Cattle sale ban in cold storage for a month

Madras HC order applicable all over India, Centre to respond.

Update: 2017-05-30 19:16 GMT
M Venkaiah Naidu (Photo: PTI)

Madurai/New Delhi: The Madurai bench of the Madras high court on Wednesday stayed for four weeks the Central government’s notification banning the sale and purchase of cattle for slaughter in animal markets as the subject of the law was in the State List. The high court’s interim order followed protests in some states, including Tamil Nadu, Kerala and West Bengal, against the measure. The court has directed the respondents to file their response within four weeks.

Under relentless Opposition attack, the government, meanwhile, said on Tuesday that it was examining all the “issues” raised by some state governments and trade organisations.

The court dismissed the arguments by the additional solicitor-general of India, representing the Centre, that the rules are to be presumed as framed by Parliament. “This court is not in full agreement that a presumption is in favour of the Central government when a particular rule is introduced, not by Parliament, but by the executive, as the primary aspect is that the subject of the law under consideration is in the State List,” said a division bench comprising Justices M.V. Muralidharan and C.V. Karthikeyan.

The court passed the interim order on two writ petitions filed by senior counsel Ajmal Khan and advocate Dhana Aravinda Balaji challenging the constitutional validity of Rules (22)b(iii) and 22(e) of the Prevention of Cruelty to Animals (Regulations of Livestocks Markets) Rule 2017 that was notified by the Centre on May 23.

A defiant West Bengal CM Mamata Banerjee had on Monday called the new rules “undemocratic and unconstitutional” and said it would be challenged legally. Kerala CM Pinarayi Vijayan had termed the ban “anti-federal, anti-democratic and anti-secular”, and shot off letters to the chief ministers of all states asking them to “stand together” and oppose it. He also urged Prime Minister Narendra Modi to withdraw the new regulations.

Stating the arguments advanced by the senior counsel call for granting the interim relief, the judges noted the subject of the Prevention of Cruelty of Animals Act was also in the Concurrent list. As far as slaughter of animals was concerned, it was exclusively in the State List, the court said.
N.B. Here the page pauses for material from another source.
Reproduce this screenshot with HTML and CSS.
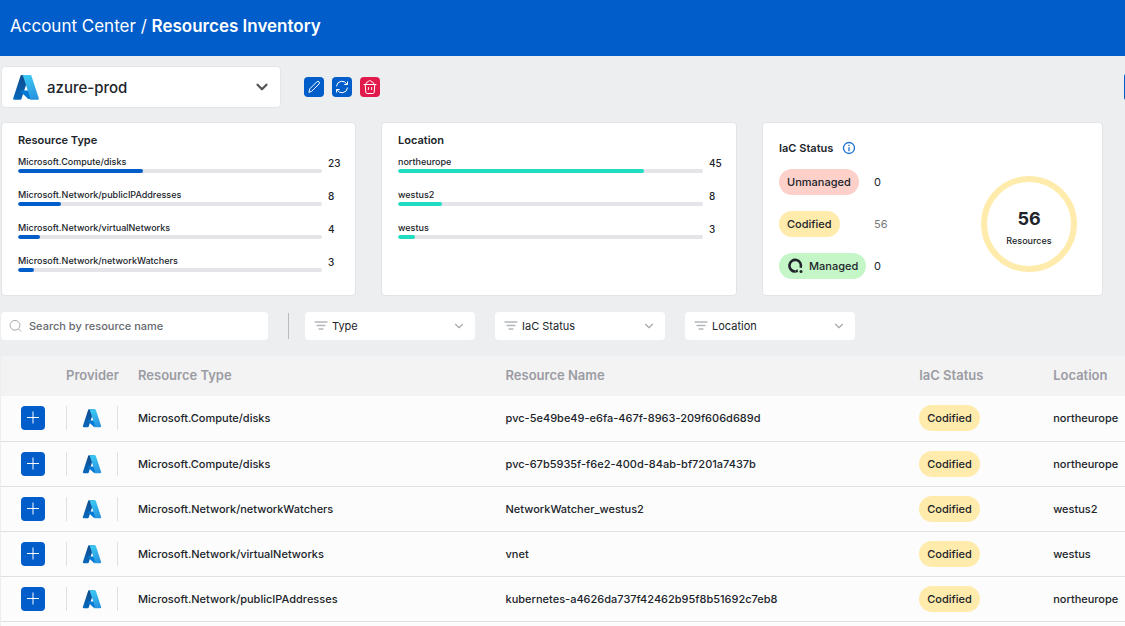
FILE: index.html
```
<!DOCTYPE html>
<html lang="en">
<head>
<meta charset="utf-8">
<title>Account Center / Resources Inventory</title>
<meta name="viewport" content="width=device-width, initial-scale=1">
<link rel="stylesheet" href="styles.css">
</head>
<body>
<svg class="sprite" aria-hidden="true">
  <defs>
    <linearGradient id="az-left" x1="46" y1="7" x2="17" y2="92" gradientUnits="userSpaceOnUse"><stop offset="0" stop-color="#114a8b"/><stop offset="1" stop-color="#0669bc"/></linearGradient>
    <linearGradient id="az-right" x1="46" y1="5" x2="78" y2="91" gradientUnits="userSpaceOnUse"><stop offset="0" stop-color="#3ccbf4"/><stop offset="1" stop-color="#2892df"/></linearGradient>
    <symbol id="azure" viewBox="0 0 96 96">
      <path fill="url(#az-left)" d="M33.3 6.5h26.100L32.300 89a4.200 4.200 0 0 1-4 2.800H8.100a4.200 4.200 0 0 1-3.900-5.500L29.400 9.400a4.200 4.200 0 0 1 3.900-2.900z"/>
      <path fill="#0078d4" d="M71.200 60.300H29.900a1.900 1.900 0 0 0-1.300 3.300l26.500 24.800a4.200 4.200 0 0 0 2.900 1.100h23.400z"/>
      <path fill="url(#az-right)" d="M66.600 9.400a4.200 4.200 0 0 0-4-2.900H33.500a4.200 4.200 0 0 1 4 2.900l25.200 76.900a4.200 4.200 0 0 1-4 5.500h29.100a4.200 4.200 0 0 0 4-5.500z"/>
    </symbol>
    <symbol id="chevron" viewBox="0 0 12 12"><path d="M3 4.500l3 3 3-3" fill="none" stroke="currentColor" stroke-linecap="round" stroke-linejoin="round"/></symbol>
    <symbol id="filter" viewBox="0 0 14 12"><path d="M1 2h12M3 5.500h8M5 9h4" fill="none" stroke="currentColor" stroke-width="1.300" stroke-linecap="round"/></symbol>
    <symbol id="plus" viewBox="0 0 24 24"><path d="M6 11.500h12M12 5.500v12" fill="none" stroke="#fff"/></symbol>
  </defs>
</svg>

<header class="topbar">
  <h1 class="crumbs"><a href="#">Account Center</a> / <strong>Resources Inventory</strong></h1>
</header>

<main class="page">
  <div class="toolbar">
    <div class="account">
      <svg class="account-logo" aria-hidden="true"><use href="#azure"/></svg>
      <select class="account-select" aria-label="Account"><option>azure-prod</option></select>
      <svg class="account-chevron" aria-hidden="true"><use href="#chevron"/></svg>
    </div>
    <div class="actions">
      <button class="action" type="button" aria-label="Edit">
        <svg viewBox="0 0 20 20" aria-hidden="true"><path d="M5 15l.8-3.200 7-7a1.500 1.500 0 0 1 2.200 2.200l-7 7z"/></svg>
      </button>
      <button class="action" type="button" aria-label="Refresh">
        <svg viewBox="0 0 20 20" aria-hidden="true"><path d="M4.500 9A5.600 5.600 0 0 1 15 7.200M15.500 11A5.600 5.600 0 0 1 5 12.800M15.500 4.800v2.700h-2.800M4.500 15.200v-2.700h2.800"/></svg>
      </button>
      <button class="action action-danger" type="button" aria-label="Delete">
        <svg viewBox="0 0 20 20" aria-hidden="true"><path d="M4 7.500h12M5.200 7.500l.6 7.800c.1.800.6 1.200 1.300 1.200h5.800c.7 0 1.200-.4 1.300-1.200l.6-7.800M6 7c0-1.500 1-2.200 2-1.900.4-2 3.400-2 3.700 0 1.200-.2 2.200.5 2 1.900M8.400 10.500v2M11.600 10.500v2"/></svg>
      </button>
    </div>
    <button class="primary" type="button" aria-label="Export"></button>
  </div>

  <div class="cards">
    <section class="card">
      <h2 class="card-title">Resource Type</h2>
      <ul class="bars">
        <li class="bar"><div class="bar-main"><span class="bar-label">Microsoft.Compute/disks</span><div class="track"><div class="fill" style="width:41%"></div></div></div><span class="bar-value">23</span></li>
        <li class="bar"><div class="bar-main"><span class="bar-label">Microsoft.Network/publicIPAddresses</span><div class="track"><div class="fill" style="width:14.200%"></div></div></div><span class="bar-value">8</span></li>
        <li class="bar"><div class="bar-main"><span class="bar-label">Microsoft.Network/virtualNetworks</span><div class="track"><div class="fill" style="width:7.200%"></div></div></div><span class="bar-value">4</span></li>
        <li class="bar"><div class="bar-main"><span class="bar-label">Microsoft.Network/networkWatchers</span><div class="track"><div class="fill" style="width:5.300%"></div></div></div><span class="bar-value">3</span></li>
      </ul>
    </section>
    <section class="card">
      <h2 class="card-title">Location</h2>
      <ul class="bars bars-teal">
        <li class="bar"><div class="bar-main"><span class="bar-label">northeurope</span><div class="track"><div class="fill" style="width:80.500%"></div></div></div><span class="bar-value">45</span></li>
        <li class="bar"><div class="bar-main"><span class="bar-label">westus2</span><div class="track"><div class="fill" style="width:14.400%"></div></div></div><span class="bar-value">8</span></li>
        <li class="bar"><div class="bar-main"><span class="bar-label">westus</span><div class="track"><div class="fill" style="width:5.500%"></div></div></div><span class="bar-value">3</span></li>
      </ul>
    </section>
    <section class="card card-status">
      <div class="status">
        <h2 class="card-title status-title">IaC Status
          <svg class="info" viewBox="0 0 14 14" aria-hidden="true"><circle cx="7" cy="7" r="5.500"/><path d="M7 6.200v4M7 3.700v1.200"/></svg>
        </h2>
        <dl class="status-list">
          <dt><span class="pill pill-red">Unmanaged</span></dt><dd>0</dd>
          <dt><span class="pill pill-yellow">Codified</span></dt><dd class="muted">56</dd>
          <dt><span class="pill pill-green"><svg class="managed" viewBox="0 0 16 16" aria-hidden="true"><path d="M8.500 13.500A5.800 5.800 0 1 1 13.600 9.800" fill="none" stroke="#20242a" stroke-width="2.600"/><circle cx="14" cy="13.600" r="1.500" fill="#20242a"/><path d="M8.500 12.200l2-1 .6 2.800-2.600.8z" fill="#20242a"/></svg>Managed</span></dt><dd>0</dd>
        </dl>
      </div>
      <div class="ring"><strong class="ring-value">56</strong><span class="ring-label">Resources</span></div>
    </section>
  </div>

  <form class="filters">
    <div class="search">
      <svg class="search-icon" viewBox="0 0 14 14" aria-hidden="true"><circle cx="6" cy="6.300" r="4.900"/><path d="M9.500 10l2.500 2.500"/></svg>
      <input class="search-input" type="search" placeholder="Search by resource name" aria-label="Search by resource name">
    </div>
    <span class="divider"></span>
    <div class="filter"><svg class="filter-icon" aria-hidden="true"><use href="#filter"/></svg><select class="filter-select" aria-label="Type"><option>Type</option></select><svg class="filter-chevron" aria-hidden="true"><use href="#chevron"/></svg></div>
    <div class="filter"><svg class="filter-icon" aria-hidden="true"><use href="#filter"/></svg><select class="filter-select" aria-label="IaC Status"><option>IaC Status</option></select><svg class="filter-chevron" aria-hidden="true"><use href="#chevron"/></svg></div>
    <div class="filter"><svg class="filter-icon" aria-hidden="true"><use href="#filter"/></svg><select class="filter-select" aria-label="Location"><option>Location</option></select><svg class="filter-chevron" aria-hidden="true"><use href="#chevron"/></svg></div>
  </form>

  <table class="grid">
    <colgroup><col class="c-expand"><col class="c-provider"><col class="c-type"><col class="c-name"><col class="c-status"><col></colgroup>
    <thead>
      <tr><th></th><th class="provider-head">Provider</th><th>Resource Type</th><th>Resource Name</th><th>IaC Status</th><th>Location</th></tr>
    </thead>
    <tbody>
      <tr><td class="expand"><button class="plus" type="button" aria-label="Expand"><svg aria-hidden="true"><use href="#plus"/></svg></button></td><td class="provider"><div class="provider-box"><svg aria-hidden="true"><use href="#azure"/></svg></div></td><td>Microsoft.Compute/disks</td><td>pvc-5e49be49-e6fa-467f-8963-209f606d689d</td><td><span class="pill pill-yellow">Codified</span></td><td>northeurope</td></tr>
      <tr><td class="expand"><button class="plus" type="button" aria-label="Expand"><svg aria-hidden="true"><use href="#plus"/></svg></button></td><td class="provider"><div class="provider-box"><svg aria-hidden="true"><use href="#azure"/></svg></div></td><td>Microsoft.Compute/disks</td><td>pvc-67b5935f-f6e2-400d-84ab-bf7201a7437b</td><td><span class="pill pill-yellow">Codified</span></td><td>northeurope</td></tr>
      <tr><td class="expand"><button class="plus" type="button" aria-label="Expand"><svg aria-hidden="true"><use href="#plus"/></svg></button></td><td class="provider"><div class="provider-box"><svg aria-hidden="true"><use href="#azure"/></svg></div></td><td>Microsoft.Network/networkWatchers</td><td>NetworkWatcher_westus2</td><td><span class="pill pill-yellow">Codified</span></td><td>westus2</td></tr>
      <tr><td class="expand"><button class="plus" type="button" aria-label="Expand"><svg aria-hidden="true"><use href="#plus"/></svg></button></td><td class="provider"><div class="provider-box"><svg aria-hidden="true"><use href="#azure"/></svg></div></td><td>Microsoft.Network/virtualNetworks</td><td>vnet</td><td><span class="pill pill-yellow">Codified</span></td><td>westus</td></tr>
      <tr><td class="expand"><button class="plus" type="button" aria-label="Expand"><svg aria-hidden="true"><use href="#plus"/></svg></button></td><td class="provider"><div class="provider-box"><svg aria-hidden="true"><use href="#azure"/></svg></div></td><td>Microsoft.Network/publicIPAddresses</td><td>kubernetes-a4626da737f42462b95f8b51692c7eb8</td><td><span class="pill pill-yellow">Codified</span></td><td>northeurope</td></tr>
    </tbody>
  </table>
</main>
</body>
</html>
```
FILE: styles.css
```
* { box-sizing: border-box; }
body {
  margin: 0;
  overflow: hidden;
  background: #edeef0;
  color: #20242a;
  font: 500 11px/16px Inter, "Noto Sans", sans-serif;
}
h1, h2, ul, dl, dd { margin: 0; padding: 0; }
button, input, select { font: inherit; color: inherit; border: 0; padding: 0; }
select { appearance: none; background: transparent; }
.sprite { position: absolute; width: 0; height: 0; }

.topbar {
  display: flex;
  align-items: center;
  height: 56px;
  padding: 0 10px 5px;
  background: #005dc9;
  color: #fff;
}
.crumbs { font-size: 17px; line-height: 24px; font-weight: 400; }
.crumbs a { color: inherit; text-decoration: none; }
.crumbs strong { font-weight: 600; }

.page { padding: 10px 0 0 1px; }

.toolbar { display: flex; align-items: center; height: 42px; margin-right: -20px; }
.account {
  display: grid;
  grid-template-columns: 28px 1fr 18px;
  align-items: center;
  column-gap: 7px;
  width: 280px;
  height: 42px;
  padding: 0 9px 0 10px;
  background: #fff;
  border: 1px solid #e4e5e8;
  border-radius: 4px;
}
.account-logo { width: 28px; height: 28px; }
.account-select { grid-area: 1 / 2 / 2 / 4; height: 40px; padding-top: 2px; font-size: 15px; outline: 0; }
.account-chevron { grid-area: 1 / 3; width: 18px; height: 18px; color: #555; stroke-width: 1.5; pointer-events: none; }
.actions { display: flex; gap: 8px; margin-left: 23px; }
.action { width: 20px; height: 20px; border-radius: 4px; background: #005dc9; }
.action svg { display: block; width: 20px; height: 20px; fill: none; stroke: #fff; stroke-linecap: round; stroke-linejoin: round; }
.action-danger { background: #e11a4b; }
.primary { width: 21px; height: 28px; margin-left: auto; background: #005dc9; border-radius: 4px 0 0 4px; }

.cards {
  display: grid;
  grid-template-columns: 355fr 356fr 341fr;
  gap: 25px;
  margin: 14px 22px 0 0;
}
.card { min-height: 174px; padding: 9px 13px 0 16px; background: #fff; border: 1px solid #e2e3e7; border-radius: 4px; }
.card-title { font-size: 11px; line-height: 16px; font-weight: 600; }
.bars { list-style: none; padding-top: 6px; }
.bar { display: flex; gap: 6px; height: 33px; }
.bar-main { flex: 1; }
.bar-label { display: block; font-size: 9px; line-height: 15px; }
.track { height: 4px; background: #e4e4e9; border-radius: 2px; overflow: hidden; }
.fill { height: 4px; background: #005dc9; border-radius: 2px; }
.bars-teal .fill { background: #20dcc0; }
.bar-value { width: 14px; font-size: 10px; line-height: 19px; }

.card-status { display: flex; justify-content: space-between; padding: 15px 25px 0 16px; }
.status-title { display: flex; align-items: center; gap: 9px; line-height: 20px; }
.info { width: 14px; height: 14px; fill: none; stroke: #1b70d0; stroke-width: 1.3; }
.status-list {
  display: grid;
  grid-template-columns: 87px 1fr;
  gap: 16px 8px;
  align-items: center;
  margin-top: 11px;
}
.status-list dt { display: flex; }
.status-list dd { font-weight: 400; }
.status-list .muted { color: #777; }
.pill { display: inline-flex; align-items: center; gap: 6px; height: 26px; padding: 0 8px; border-radius: 13px; vertical-align: middle; }
.pill-red { background: #fdd0c9; }
.pill-yellow { background: #ffebab; }
.pill-green { background: #c5f6c8; }
.managed { width: 16px; height: 16px; }
.ring {
  display: flex;
  flex-direction: column;
  align-items: center;
  justify-content: center;
  gap: 3px;
  width: 96px;
  height: 96px;
  margin-top: 38px;
  padding-top: 6px;
  border: 6px solid #ffebab;
  border-radius: 50%;
}
.ring-value { font-size: 18px; line-height: 24px; font-weight: 700; }
.ring-label { font-size: 9px; line-height: 14px; }

.filters { display: flex; align-items: center; gap: 20px; margin-top: 16px; }
.search {
  display: flex;
  align-items: center;
  gap: 6px;
  width: 267px;
  height: 28px;
  padding: 0 8px;
  background: #fff;
  border-radius: 4px;
}
.search-icon { flex: none; width: 14px; height: 14px; fill: none; stroke: #aaa; }
.search-input { flex: 1; min-width: 0; background: transparent; outline: 0; appearance: none; }
.search-input::placeholder { color: #666a70; opacity: 1; }
.divider { width: 1px; height: 26px; margin-right: -4px; background: #b9bbbf; }
.filter {
  display: grid;
  grid-template-columns: 14px 1fr 14px;
  align-items: center;
  column-gap: 4px;
  width: 170px;
  height: 28px;
  padding: 0 9px;
  background: #fff;
  border-radius: 4px;
}
.filter-icon { width: 14px; height: 12px; color: #b4b6ba; }
.filter-select { grid-area: 1 / 2 / 2 / 4; height: 28px; font-weight: 400; outline: 0; }
.filter-chevron { grid-area: 1 / 3; width: 14px; height: 14px; color: #aaa; pointer-events: none; }

.grid { width: 100%; margin-top: 16px; padding-bottom: 4px; table-layout: fixed; border-collapse: separate; border-spacing: 0; background: #fcfcfc; }
.c-expand { width: 65px; }
.c-provider { width: 52px; }
.c-type { width: 32.7%; }
.c-name { width: 36.8%; }
.c-status { width: 134px; }
.grid th { height: 40px; padding: 0 0 3px 20px; text-align: left; background: #f3f3f4; color: #9b9ca3; font-size: 13px; line-height: 16px; font-weight: 600; white-space: nowrap; }
.grid .provider-head { padding-left: 0; }
.grid td { height: 45px; padding: 0 0 0 20px; border-bottom: 1px solid #dfe0e2; white-space: nowrap; }
.grid tbody tr:first-child td { height: 46px; padding-bottom: 1px; }
.grid .provider { padding: 0; }
.plus { display: block; width: 24px; height: 24px; border-radius: 4px; background: #005dc9; }
.plus svg { display: block; width: 24px; height: 24px; }
.provider-box { display: flex; align-items: center; justify-content: center; height: 24px; border: solid #dfe0e2; border-width: 0 1px; }
.provider-box svg { width: 20px; height: 20px; }
```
“Under the above background, it should be tested if the impugned rule is within the constitutional and/or legal framework and have consideration over and above the state enactments in this secular country,” Justice Muralidharan said.

The petitioners also said the provisions breached the “cardinal principle of federalism” as it amounted to legislation in areas earmarked for state legislatures.

In New Delhi, senior Union minister M. Venkaiah Naidu said the government was examining the issues raised by the states and trade organisations. The ban, he said, was notified in the backdrop of observations made by the Supreme Court and a parliamentary committee on preventing cruelty to animals.